In 2019, SD 1020 became the first unmanned vehicle to complete a circumnavigation of Antarctica, crossing every longitude line in the Southern Ocean.

=== 2019 Antarctic circumnavigation ===
The First Saildrone Antarctic Circumnavigation mission, funded by the Li Ka-shing Foundation, was launched from Point Bluff, New Zealand, on January 19, 2019. The 196-day mission covered 13,670 miles (22,000 km) in the Southern Ocean and returned to the same port on August 3, 2019. During the mission, SD 1020 had to survive freezing temperatures, 50-foot waves, 80 mph winds and even collisions with giant icebergs. SD 1020 had a special "square" wing designed especially for the Southern Ocean. “While the square rig has less performance range than the regular saildrone wing and struggles to sail upwind, it does a great job of sailing downwind and can still get you where you need to go in the Southern Ocean.

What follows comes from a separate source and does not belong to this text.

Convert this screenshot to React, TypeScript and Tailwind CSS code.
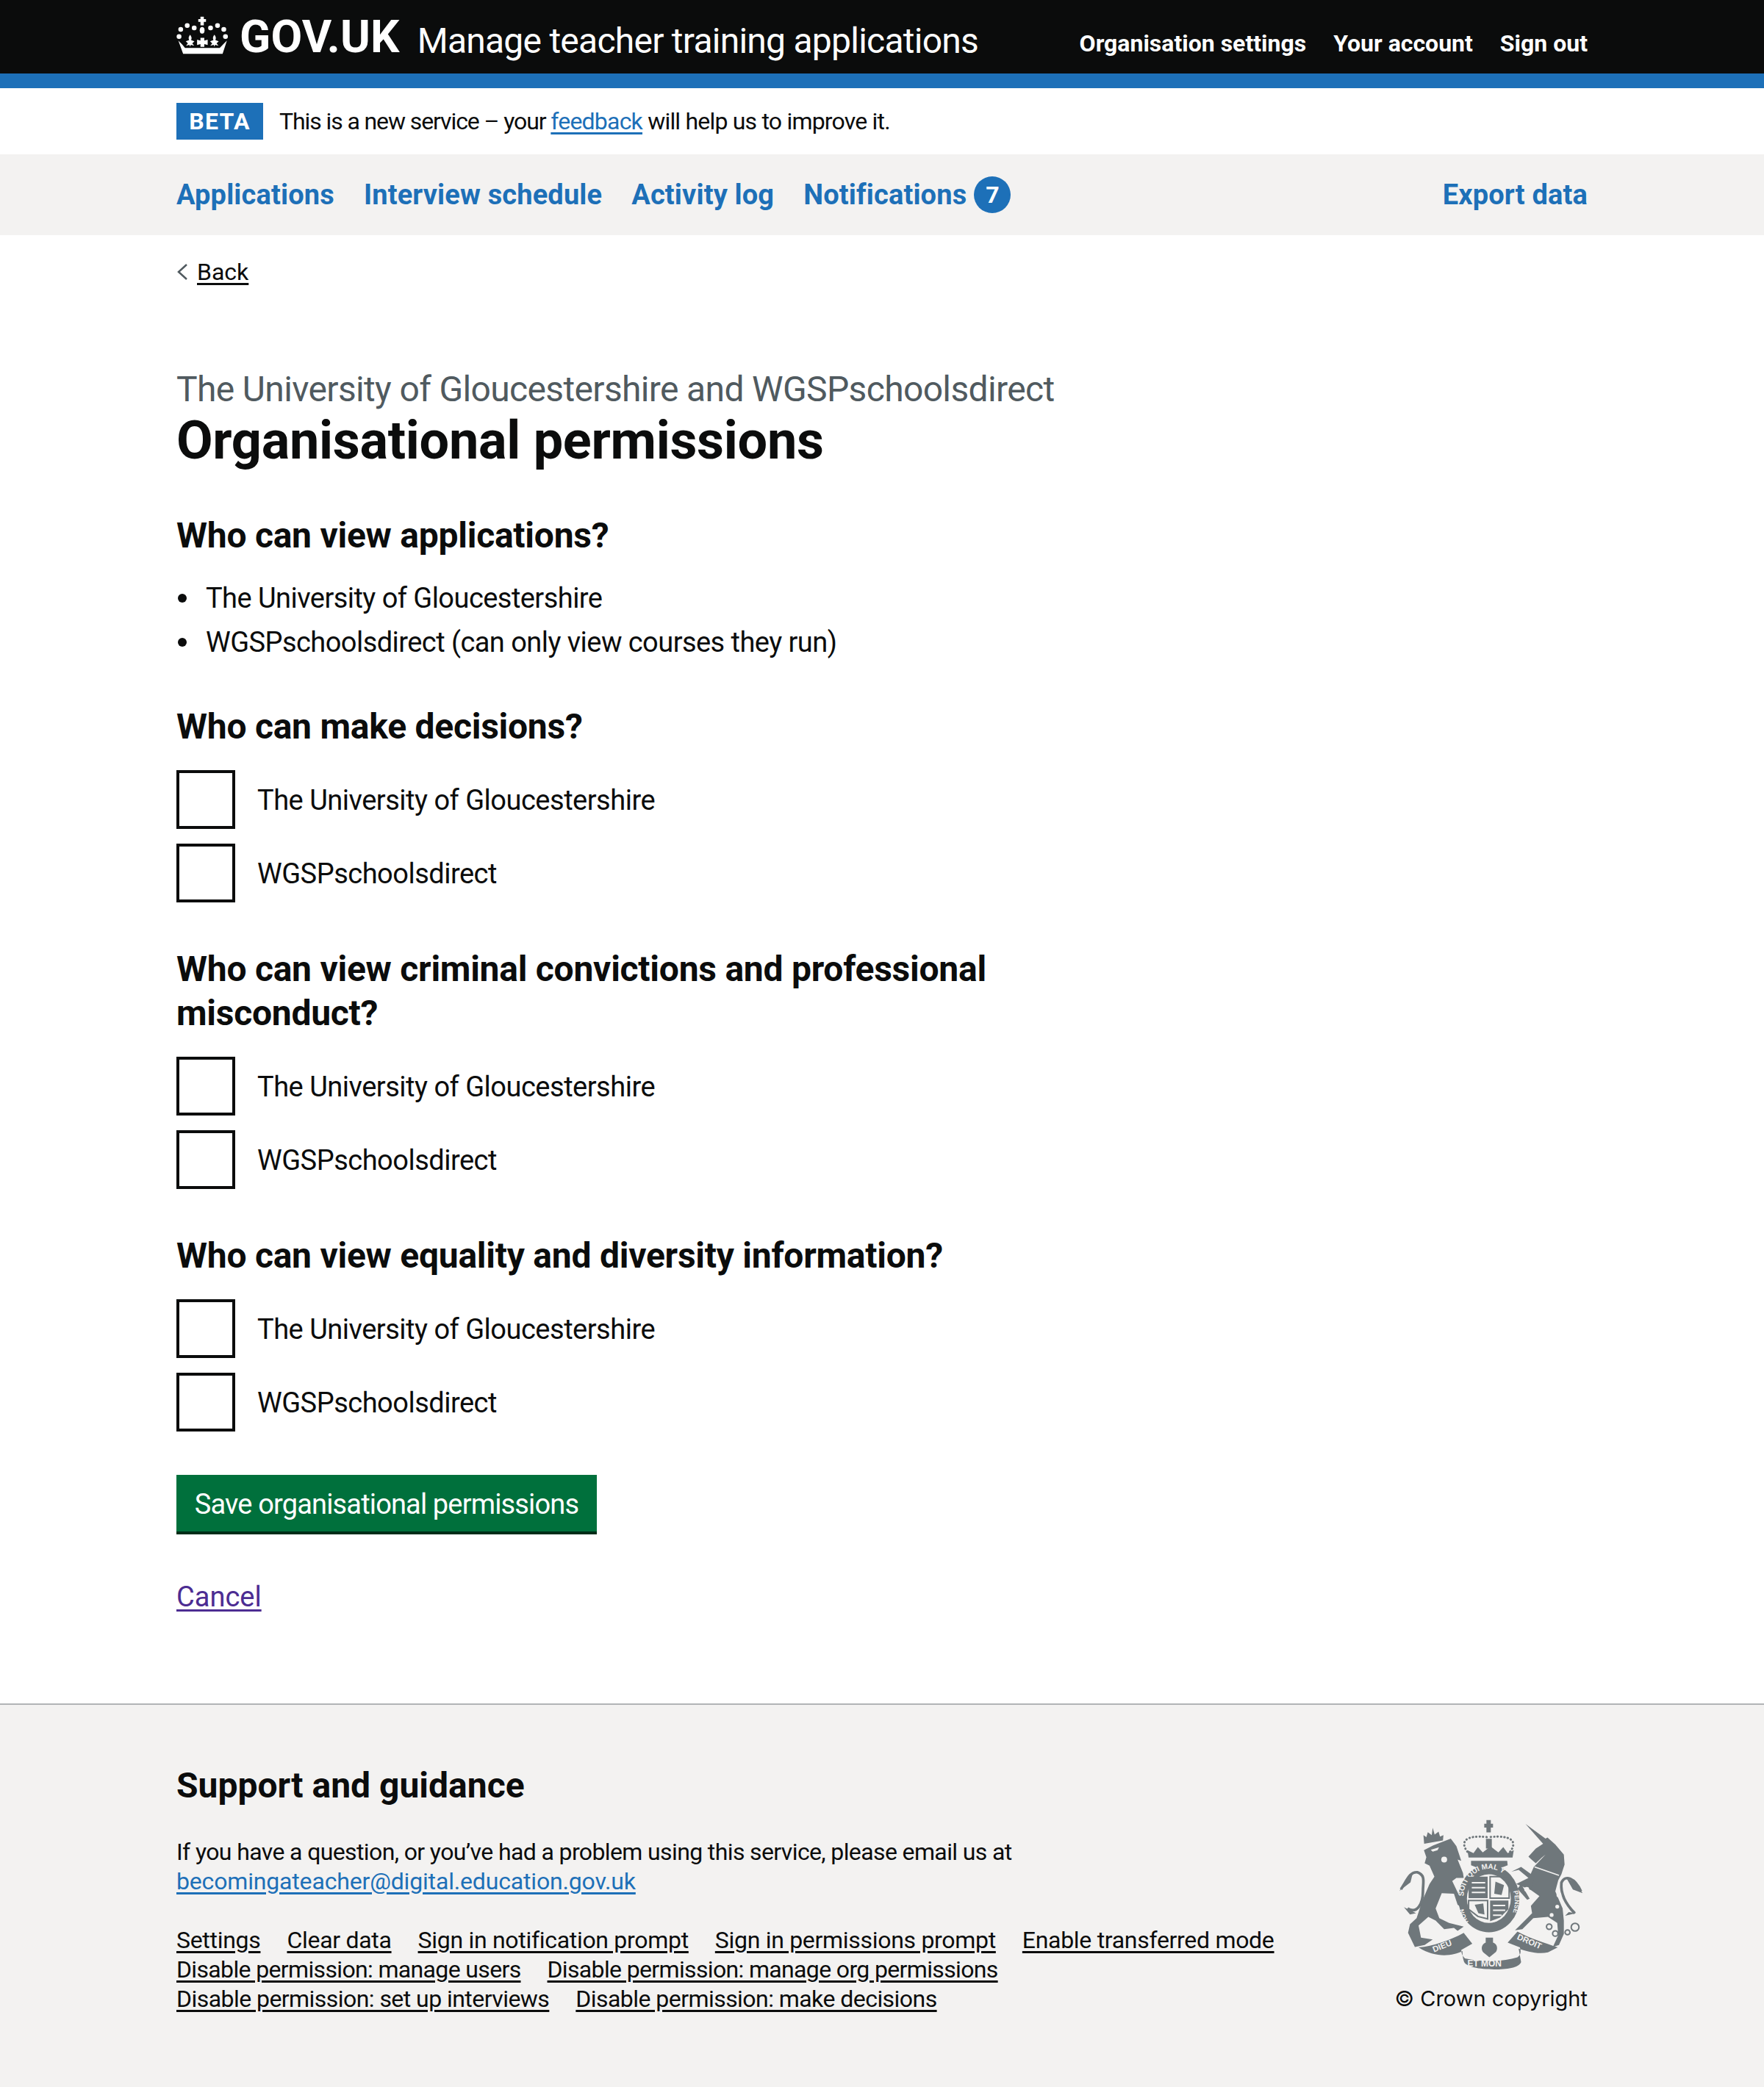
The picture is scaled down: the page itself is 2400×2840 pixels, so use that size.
import React from "react";

const navLink = "text-[38px] leading-[50px] font-bold text-[#1d70b8] tracking-[0.15px]";
const footerLink = "text-[32px] leading-[40px] underline underline-offset-[4px] text-[#0b0c0c] mr-9";
const serif = "Liberation Sans, sans-serif";

const Crown = () => (
  <svg viewBox="60 0 220 165" className="w-[72px] h-[54px] shrink-0 -mt-1" fill="#fff">
    <path d="M160 5h14v10h9v12h-9v14h-14V27h-9V15h9z" />
    <ellipse cx="167" cy="62" rx="10" ry="14" />
    <circle cx="105" cy="42" r="10" />
    <circle cx="134" cy="52" r="10" />
    <circle cx="78" cy="58" r="10" />
    <circle cx="71" cy="88" r="10" />
    <circle cx="202" cy="52" r="10" />
    <circle cx="231" cy="42" r="10" />
    <circle cx="257" cy="58" r="10" />
    <circle cx="264" cy="88" r="10" />
    <path d="M117 80c6 8 8 14 4 22l14 6-9 8 8 10-14-4-3 8-3-8-14 4 8-10-9-8 14-6c-4-8-2-14 4-22z" />
    <path d="M218 80c6 8 8 14 4 22l14 6-9 8 8 10-14-4-3 8-3-8-14 4 8-10-9-8 14-6c-4-8-2-14 4-22z" />
    <path d="M160 93h16v12l14-4v22l-14-4v12h-16v-12l-14 4v-22l14 4z" />
    <path d="M68 105l16 16 12 14 144 0 14-14 16-16-18 55H88z" />
  </svg>
);

const Crest = () => (
  <svg viewBox="160 103 756 620" className="w-[252px] h-[206px] mr-[5px]" fill="#6f777b">
    {/* lion */}
    <path d="M262 232L300 212 372 184 395 215 415 275 400 270 422 325 425 345 395 345 378 358 410 425 432 450 420 468 400 455 385 410 335 408 310 470 325 510 365 530 425 545 400 562 385 550 345 555 310 520 280 505 240 540 250 590 298 597 265 620 225 628 197 570 205 535 232 510 255 440 285 370 305 340 285 295 265 285 272 260z" />
    <path d="M195 470C235 495 258 450 258 400 258 360 270 335 235 322 205 320 195 350 168 392" fill="none" stroke="#6f777b" strokeWidth="11" />
    <path d="M162 398l30-50 25-25-10 40zM180 465l50 25-25 5z" />
    <path d="M263 205l-3-35 12 8 6-20 16 12 4-30 8 28 16-12 6 20 14-6-2 22z" />
    <circle cx="345" cy="270" r="12" fill="#f3f2f1" />
    <path d="M290 230l34-10-6 12-20 6z" fill="#f3f2f1" />
    {/* unicorn */}
    <path d="M678 124L760 184 768 180 800 208 835 250 838 290 825 330 812 355 800 400 830 470 835 520 835 575 815 620 790 628 812 580 808 530 770 505 710 510 665 555 635 560 660 535 705 490 700 460 735 420 700 395 690 350 712 300 760 250 745 262 720 285 700 268 690 258 720 225 750 205z" />
    <path d="M700 395L640 370 690 345 650 312 620 320 660 300 715 340z" />
    <path d="M660 370l35 60-10 5-40-45z" />
    <path d="M880 490C850 460 820 420 825 365 840 330 880 345 905 400" fill="none" stroke="#6f777b" strokeWidth="11" />
    <path d="M912 408l-40-15-25-45 35 15zM885 490l-45 10 15-15z" />
    <circle cx="785" cy="497" r="8" fill="#f3f2f1" />
    <circle cx="808" cy="463" r="8" fill="#f3f2f1" />
    <circle cx="815" cy="415" r="10" fill="#f3f2f1" />
    <circle cx="692" cy="306" r="10" fill="#f3f2f1" />
    <circle cx="683" cy="392" r="10" fill="#f3f2f1" />
    <circle cx="775" cy="545" r="11" fill="none" stroke="#6f777b" strokeWidth="6" />
    <circle cx="800" cy="573" r="11" fill="none" stroke="#6f777b" strokeWidth="6" />
    <circle cx="850" cy="568" r="10" fill="none" stroke="#6f777b" strokeWidth="6" />
    <circle cx="881" cy="547" r="16" fill="none" stroke="#6f777b" strokeWidth="6" />
    <path d="M715 300l100 35" stroke="#f3f2f1" strokeWidth="5" />
    {/* royal crown */}
    <path d="M518 108h18v15h9v16h-9v20h-18v-20h-9v-16h9z" />
    <path d="M516 185h24v40h-24z" />
    <path d="M445 262l-5-30 25 12 18-25 20 22 32-25 32 25 20-22 18 25 25-12-5 30z" />
    <path d="M455 275h148l2 18-30 12-90 0-30-12z" />
    <g fill="none" stroke="#6f777b" strokeWidth="9" strokeDasharray="1 13" strokeLinecap="round">
      <path d="M440 238c-30-40-10-70 80-60" />
      <path d="M615 238c30-40 10-70-85-60" />
    </g>
    {/* garter */}
    <ellipse cx="528" cy="430" rx="125" ry="138" />
    <ellipse cx="528" cy="430" rx="90" ry="100" fill="#f3f2f1" />
    <path id="garter-top" d="M425 420a103 112 0 0 1 206 0" fill="none" />
    <path id="garter-bot" d="M445 525a120 130 0 0 1-22-60" fill="none" />
    <path id="garter-right" d="M628 400a115 125 0 0 1-28 130" fill="none" />
    <text fontFamily={serif} fontWeight="700" fontSize="30" fill="#f3f2f1">
      <textPath href="#garter-top">SOIT QUI MAL Y</textPath>
    </text>
    <text fontFamily={serif} fontWeight="700" fontSize="26" fill="#f3f2f1">
      <textPath href="#garter-right">PENSE</textPath>
    </text>
    <text fontFamily={serif} fontWeight="700" fontSize="26" fill="#f3f2f1">
      <textPath href="#garter-bot">HON</textPath>
    </text>
    {/* quartered shield */}
    <path d="M445 340h78v88h-78z" />
    <path d="M533 340h78v88h-78z" fill="none" stroke="#6f777b" strokeWidth="6" />
    <path d="M445 438h78v75l-40-10-38-30z" fill="none" stroke="#6f777b" strokeWidth="6" />
    <path d="M533 438h75v35l-35 35-40 15z" />
    <path d="M555 360l35 15-10 40-30-5z" />
    <path d="M470 455l35-5 5 45-25-5z" />
    <path d="M458 365h55M458 385h55M458 405h55M545 458h50M545 478h50M545 498h35" stroke="#f3f2f1" strokeWidth="6" />
    {/* motto */}
    <path d="M240 630c60-5 130-30 185-60l35 45-45 25c0 15 5 25 15 35 70 15 150 15 215-5 15-10 15-25 10-40l-50-20 40-45c55 30 110 45 165 65l-40 20c-40 10-90-5-120-15l10 55c-10 25-60 30-110 30-60 0-120-10-125-35-5-15-5-30-5-40-40 20-110 30-180-15z" />
    <path d="M515 590h30v20c20 5 20 30 10 40l-25 20-25-20c-12-15-5-35 10-40z" />
    <text fontFamily={serif} fontWeight="700" fontSize="34" fill="#f3f2f1" transform="rotate(-22 345 620)" x="295" y="632">DIEU</text>
    <text fontFamily={serif} fontWeight="700" fontSize="36" fill="#f3f2f1" x="440" y="708">ET MON</text>
    <text fontFamily={serif} fontWeight="700" fontSize="34" fill="#f3f2f1" transform="rotate(24 700 610)" x="640" y="620">DROIT</text>
  </svg>
);

const Checkbox = ({ label }: { label: string }) => (
  <label className="flex items-center h-20 mb-5 last:mb-0">
    <span className="w-20 h-20 border-4 border-[#0b0c0c] bg-white shrink-0" />
    <span className="ml-[30px] pt-[2px] text-[38px] leading-[50px] tracking-[-0.5px]">{label}</span>
  </label>
);

const Group = ({ title }: { title: React.ReactNode }) => (
  <section className="mb-[59px]">
    <h2 className="pt-[2px] text-[48px] leading-[60px] font-bold tracking-[-0.25px] mb-[29px]">{title}</h2>
    <Checkbox label="The University of Gloucestershire" />
    <Checkbox label="WGSPschoolsdirect" />
  </section>
);

const Bullet = ({ children }: { children: React.ReactNode }) => (
  <li className="flex items-center">
    <span className="w-3 h-3 rounded-full bg-[#0b0c0c] ml-[2px] mr-[26px] shrink-0" />
    {children}
  </li>
);

export default function App() {
  return (
    <div className="min-h-[2840px] flex flex-col bg-white text-[#0b0c0c] font-['Roboto',sans-serif]">
      <header className="bg-[#0b0c0c] text-white h-[120px] border-b-[20px] border-[#1d70b8]">
        <div className="w-[1920px] mx-auto h-full flex items-center justify-between">
          <div className="flex items-center">
            <Crown />
            <span className="ml-[14px] text-[62px] leading-none font-bold tracking-[0.2px]">GOV.UK</span>
            <span className="ml-[24px] text-[48px] leading-none tracking-[-0.75px] pt-[11px]">Manage teacher training applications</span>
          </div>
          <nav className="flex gap-[37px] text-[32px] font-bold pt-[17px]">
            <a>Organisation settings</a>
            <a>Your account</a>
            <a>Sign out</a>
          </nav>
        </div>
      </header>

      <div className="h-[90px]">
        <div className="w-[1920px] mx-auto h-full flex items-center">
          <strong className="w-[118px] h-[50px] bg-[#1d70b8] text-white text-[32px] font-bold tracking-[1.3px] flex items-center justify-center">BETA</strong>
          <p className="ml-[22px] text-[32px] leading-[40px] tracking-[-0.8px]">
            <span className="tracking-[-1.1px]">This is a new service – your </span>
            <a className="text-[#1d70b8] underline underline-offset-[4px]">feedback</a> will help us to improve it.
          </p>
        </div>
      </div>

      <nav className="bg-[#f3f2f1] h-[110px]">
        <div className="w-[1920px] mx-auto h-full flex items-center justify-between">
          <div className="flex items-center gap-10">
            <a className={navLink}>Applications</a>
            <a className={navLink}>Interview schedule</a>
            <a className={navLink}>Activity log</a>
            <span className="flex items-center gap-[10px]">
              <a className={navLink}>Notifications</a>
              <span className="w-[50px] h-[50px] rounded-full bg-[#1d70b8] text-white text-[32px] font-bold flex items-center justify-center">7</span>
            </span>
          </div>
          <a className={navLink}>Export data</a>
        </div>
      </nav>

      <main className="w-[1920px] mx-auto flex-1">
        <a className="flex items-center h-10 mt-[30px] text-[32px]">
          <svg viewBox="0 0 16 24" className="w-4 h-6 mr-3" fill="none" stroke="#505a5f" strokeWidth="2.5">
            <path d="M14 2L3 12l11 10" />
          </svg>
          <span className="underline underline-offset-[4px]">Back</span>
        </a>

        <div className="w-[1270px] mt-[110px]">
          <span className="block text-[48px] leading-[60px] text-[#505a5f] tracking-[-0.65px]">
            The University of Gloucestershire and WGSPschoolsdirect
          </span>
          <h1 className="text-[72px] leading-[80px] font-bold tracking-[-0.28px] mb-[57px]">Organisational permissions</h1>

          <section className="mb-[58px]">
            <h2 className="pt-[2px] text-[48px] leading-[60px] font-bold tracking-[-0.25px] mb-[28px]">Who can view applications?</h2>
            <ul className="pt-[2px] text-[38px] leading-[50px] tracking-[-0.55px] flex flex-col gap-[10px]">
              <Bullet>The University of Gloucestershire</Bullet>
              <Bullet>WGSPschoolsdirect (can only view courses they run)</Bullet>
            </ul>
          </section>

          <Group title="Who can make decisions?" />
          <Group title="Who can view criminal convictions and professional misconduct?" />
          <Group title="Who can view equality and diversity information?" />

          <button className="block pt-[3px] h-[81px] w-[572px] bg-[#00703c] border-b-4 border-[#002d18] text-white text-[38px] leading-[50px] tracking-[-0.85px] text-center">
            Save organisational permissions
          </button>
          <a className="block mt-[60px] text-[38px] leading-[50px] text-[#4c2c92] underline underline-offset-[4px]">Cancel</a>
        </div>
      </main>

      <footer className="bg-[#f3f2f1] border-t-2 border-[#b1b4b6] h-[522px]">
        <div className="w-[1920px] mx-auto flex justify-between items-start pt-[80px]">
          <div className="w-[1600px]">
            <h2 className="text-[48px] leading-[60px] font-bold mb-[40px]">Support and guidance</h2>
            <p className="text-[32px] leading-[40px] tracking-[-0.62px] mb-10">
              If you have a question, or you’ve had a problem using this service, please email us at<br />
              <a className="text-[#1d70b8] underline underline-offset-[4px] tracking-[-0.17px]">becomingateacher@digital.education.gov.uk</a>
            </p>
            <div className="flex flex-col">
              <div className="flex tracking-[-0.3px]">
                {["Settings", "Clear data", "Sign in notification prompt", "Sign in permissions prompt", "Enable transferred mode"].map((t) => (
                  <a key={t} className={footerLink}>{t}</a>
                ))}
              </div>
              <div className="flex tracking-[-0.65px]">
                {["Disable permission: manage users", "Disable permission: manage org permissions"].map((t) => (
                  <a key={t} className={footerLink}>{t}</a>
                ))}
              </div>
              <div className="flex tracking-[-0.55px]">
                {["Disable permission: set up interviews", "Disable permission: make decisions"].map((t) => (
                  <a key={t} className={footerLink}>{t}</a>
                ))}
              </div>
            </div>
          </div>
          <div className="flex flex-col items-end pt-[75px]">
            <Crest />
            <span className="mt-[19px] text-[29px] leading-[40px] font-['Inter',sans-serif]">© Crown copyright</span>
          </div>
        </div>
      </footer>
    </div>
  );
}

You inevitably sacrifice maneuverability for survivability, but we have created something that gets the job done and that the Southern Ocean just can’t destroy!" said Jenkins in a company blog post. The voyage is a "a technological feat that was unfathomable just a decade ago."

=== Surveyor ===
Having established Saildrone vehicles as the most capable and proven USVs available, Jenkins expanded the technology to address new market needs including lifecycle solutions for offshore wind farms and ocean mapping. The 72-foot (22 m) Saildrone Surveyor, launched in January 2021, is the only autonomous platform capable of performing IHO-compliant bathymetry surveys to depths of 23,000 feet (7,000 m).

=== 2021 Atlantic Hurricane Mission ===
In September 2021, in another world first, Richard successfully sent a Saildrone into the eye of a Category 4 hurricane in the Atlantic Ocean. Saildrone Explorer SD 1045 captured HD video and images from the eye of the storm while collecting data about air-sea interactions that is expected to transform our understanding of hurricane forecasting. “Saildrone is going where no research vessel has ever ventured, sailing right into the eye of the hurricane, gathering data that will transform our understanding of these powerful storms. After conquering the Arctic and Southern Ocean, hurricanes were the last frontier for Saildrone survivability. We are proud to have engineered a vehicle capable of operating in the most extreme weather conditions on earth," Jenkins said in a NOAA press release.

== 2022 Albert A. Michelson Award ==
In April 2022, Jenkins was recognized with the annual Albert A. Michelson Award, presented by the Navy League of the United States. The award honors "a civilian scientist, technical innovator or technical organization for scientific or technical achievement." Jenkins was selected for the award in part for Saildrone's 2021 Atlantic hurricane mission; the award citation stated that the measurements and video collected "could transform our understanding of hurricane forecasting."